The credulity and indulgence of Western audiences were important assets for the crown prince as he set out to consolidate power, and he was able to rely on prominent pundits and politicians to make excuses for him to the rest of the world. It didn’t matter how many scholars and critics his government locked up or how many religious minorities it executed on trumped-up charges as long as there was the promise of a “new” Saudi Arabia on the horizon. The fact that the Saudi government’s behavior at home and in the region was becoming objectively worse didn’t concern his Western fans, who had already bought into the model of the autocratic reformer. As Al-Rasheed puts it:
The so-called reforms of Muhammad bin Salman were accompanied by one of the worst and most brutal waves of domestic repression and by an erratic regional policy. His apologists in the West were driven by profit, the prospect of free access to the country and the prince, or by real financial rewards.

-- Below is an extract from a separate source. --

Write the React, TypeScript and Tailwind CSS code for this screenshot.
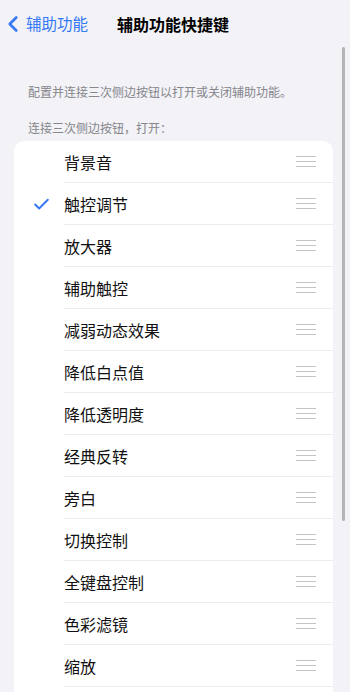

The embarrassing celebrations of the crown prince in the U.S. in particular should be a cautionary tale for the future. When there is a broad consensus among pundits and politicians that a foreign leader is a great “reformer” who will liberalize his country, we should be very wary of joining in the applause. Instead, we should look closely at the record of what that leader actually does. It is almost always the case that the feted would-be “reformer” is telling Western investors and analysts what they want to hear in exchange for glowing reviews of the new leadership. American observers seem particularly susceptible to falling for this trick, and that may help explain why our government so often throws its support behind the wrong people.
The U.S.-Saudi relationship is not the main topic of Al-Rasheed’s book, but our reassessment of the relationship should be informed by her analysis. If Mohammed bin Salman is likely to be king of Saudi Arabia for many decades to come, the U.S. needs to limit its exposure to his repressive and reckless behavior by reducing support for the Saudi government. The U.S. should be distancing itself as much as possible from this brittle regime before it embroils us in any more conflicts or implicates us in any more crimes.